A material latent defect may also exist if the defect is very expensive to repair, the seller has received a local government or authority notice that something on the property must be remediated, or the seller does not have the appropriate building or other permits for the property.

Disclosures and Material Latent Defects

If the property was significantly damaged, or extensive mould growth has occurred because of plant growth, and this could not be discovered with reasonable care during an inspection, then this circumstance may constitute a material latent defect.

Talk to your seller clients about material latent defects and their duty and yours to disclose this information. It can not be covered up. You have a duty to inform yourself about the property you are listing. If you suspect that legally grown cannabis plants in your client’s home may have caused a material latent defect, tell them, explain what a material latent defect is, and explain their duty and yours to disclose. If the seller asks you not to disclose a material latent defect, you must inform them of your legal duty to disclose. If they do not accept it, you should terminate your representation.
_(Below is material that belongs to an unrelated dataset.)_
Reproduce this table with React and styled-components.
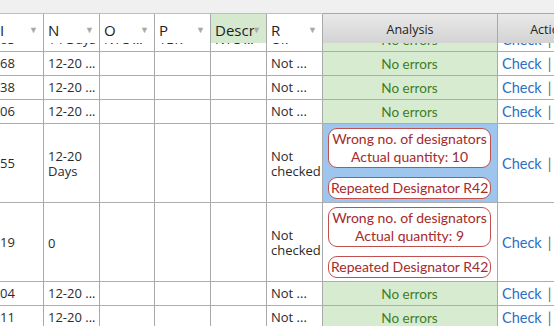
import React, { useLayoutEffect, useRef } from 'react'
import styled, { createGlobalStyle, css } from 'styled-components'

const GlobalStyle = createGlobalStyle`
    html, body { margin: 0; padding: 0; background: #fff; }
    body { font-family: "Open Sans", "Noto Sans", sans-serif; }
`;

const COLS = '44px 56px 55px 56px 56px 56px 175px 108px';

const Frame = styled.div`
    width: 554px;
    height: 326px;
    overflow: hidden;
    display: flex;
    flex-direction: column;
    background: #fff;
`;

const TopBar = styled.div`
    height: 13px;
    flex-shrink: 0;
    background: #f0f0f0;
    border-bottom: 1px solid #bdbdbd;
`;

const HeaderRow = styled.div`
    display: grid;
    grid-template-columns: ${COLS};
    height: 29px;
    flex-shrink: 0;
`;

const HeaderCell = styled.div`
    position: relative;
    box-sizing: border-box;
    border-right: 1px solid #a9a9a9;
    display: flex;
    align-items: center;
    padding: 3px 12px 0 ${p => p.$indent ?? 4}px;
    font-size: 15px;
    color: #222;
    white-space: nowrap;
    overflow: hidden;
    background: #fff;

    ${p => p.$tone === 'green' && css`
        background: #d5e9cf;
    `}
    ${p => p.$tone === 'grey' && css`
        justify-content: center;
        padding: 2px 0 0;
        font-size: 12.5px;
        background: linear-gradient(#e9e9e9, #d3d3d3);
        border-top: 1px solid #a8a8a8;
        margin-top: -1px;
    `}
`;

const HeaderLabel = styled.span`
    overflow: hidden;
    min-width: 0;
`;

const FilterArrow = styled.span`
    position: absolute;
    right: 5px;
    top: 9px;
    font-size: 9px;
    color: #a8a8a8;
`;

const Body = styled.div`
    flex: 1;
    overflow: hidden;
`;

const Row = styled.div`
    display: grid;
    grid-template-columns: ${COLS};
    height: ${p => p.$tall ? 79 : 24}px;
    box-sizing: border-box;
    border-bottom: 1px solid #adadad;
`;

const Cell = styled.div`
    box-sizing: border-box;
    border-right: 1px solid #a9a9a9;
    display: flex;
    align-items: center;
    padding: ${p => p.$wrap ? '2px' : '0'} 3px 0 ${p => p.$indent ?? 4}px;
    font-size: 13px;
    line-height: 15px;
    color: #2b2b2b;
    overflow: hidden;
    white-space: ${p => p.$wrap ? 'normal' : 'nowrap'};
`;

const AnalysisCell = styled.div`
    box-sizing: border-box;
    border-right: 1px solid #a9a9a9;
    display: flex;
    flex-direction: column;
    align-items: stretch;
    justify-content: center;
    gap: 9px;
    padding: 0 6px 0 5px;
    font-family: Lato, "Open Sans", sans-serif;
    background: ${p => p.$state === 'ok' ? '#d7ebd0' : p.$state === 'selected' ? '#9ec5ee' : '#fff'};
    color: #3e7d22;
    font-size: 13.5px;
    text-align: center;
    white-space: nowrap;
`;

const ErrorTag = styled.div`
    background: #fff;
    border: 1px solid #c0504d;
    border-radius: 9px;
    color: #a62a2a;
    font-size: 14px;
    line-height: 18px;
    padding: 1px 2px;
`;

const ActionCell = styled.div`
    display: flex;
    align-items: center;
    padding-left: 4px;
    font-family: Lato, "Open Sans", sans-serif;
    font-size: 14.5px;
    white-space: nowrap;
`;

const CheckLink = styled.span`
    color: #2d6ec4;
`;

const Bar = styled.span`
    color: #6a6a6a;
    margin-left: 6px;
`;

const rows = [
    { id: '65', n: '14 Days', o: 'NTC ...', p: 'TBK', d: 'NTC ...', r: 'Ok' },
    { id: '68', n: '12-20 ...', r: 'Not ...' },
    { id: '38', n: '12-20 ...', r: 'Not ...' },
    { id: '06', n: '12-20 ...', r: 'Not ...' },
    { id: '55', n: '12-20 Days', r: 'Not checked', tall: true, selected: true,
      errors: [['Wrong no. of designators', 'Actual quantity: 10'], ['Repeated Designator R42']] },
    { id: '19', n: '0', r: 'Not checked', tall: true,
      errors: [['Wrong no. of designators', 'Actual quantity: 9'], ['Repeated Designator R42']] },
    { id: '04', n: '12-20 ...', r: 'Not ...' },
    { id: '11', n: '12-20 ...', r: 'Not ...' },
    { id: '27', n: '12-20 ...', r: 'Not ...' },
];

const headers = [
    { label: 'I', indent: 0 },
    { label: 'N' },
    { label: 'O' },
    { label: 'P' },
    { label: 'Description', tone: 'green' },
    { label: 'R' },
];

function App() {
    const bodyRef = useRef(null);

    useLayoutEffect(() => {
        if (bodyRef.current) bodyRef.current.scrollTop = 15;
    }, []);

    return (<>
        <GlobalStyle />
        <Frame>
            <TopBar />
            <HeaderRow>
                {headers.map(h => (
                    <HeaderCell key={h.label} $tone={h.tone} $indent={h.indent}>
                        <HeaderLabel>{h.label}</HeaderLabel>
                        <FilterArrow>▼</FilterArrow>
                    </HeaderCell>
                ))}
                <HeaderCell $tone="grey">Analysis</HeaderCell>
                <HeaderCell $tone="grey">Actions</HeaderCell>
            </HeaderRow>
            <Body ref={bodyRef}>
                {rows.map((row, i) => (
                    <Row key={i} $tall={row.tall}>
                        <Cell $indent={0}>{row.id}</Cell>
                        <Cell $wrap={row.tall}>{row.n}</Cell>
                        <Cell>{row.o}</Cell>
                        <Cell>{row.p}</Cell>
                        <Cell>{row.d}</Cell>
                        <Cell $wrap={row.tall}>{row.r}</Cell>
                        {row.errors ? (
                            <AnalysisCell $state={row.selected ? 'selected' : 'plain'}>
                                {row.errors.map((lines, j) => (
                                    <ErrorTag key={j}>
                                        {lines.map(l => <div key={l}>{l}</div>)}
                                    </ErrorTag>
                                ))}
                            </AnalysisCell>
                        ) : (
                            <AnalysisCell $state="ok">No errors</AnalysisCell>
                        )}
                        <ActionCell>
                            <CheckLink>Check</CheckLink>
                            <Bar>|</Bar>
                        </ActionCell>
                    </Row>
                ))}
            </Body>
        </Frame>
    </>)
}

export default App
Cannabis growth as a property stigma

Properties can sometimes become “stigmatized” when they have an unfavourable quality that makes them less attractive, but the quality is unrelated to the physical condition or features of the property. Stigmas could include a death at the property, reports a property is haunted, or even having the wrong numbers in the street address. These are qualities that may concern certain buyers, but not others. For some buyers, the fact that cannabis plants were legally grown in a property could be a stigma.

When representing a seller, you do not have to disclose property stigma to buyers. If you are asked about cannabis growth or use, and there is no material latent defect, you cannot answer unless you have permission to disclose from your seller client. If you are permitted to answer, you must do so truthfully.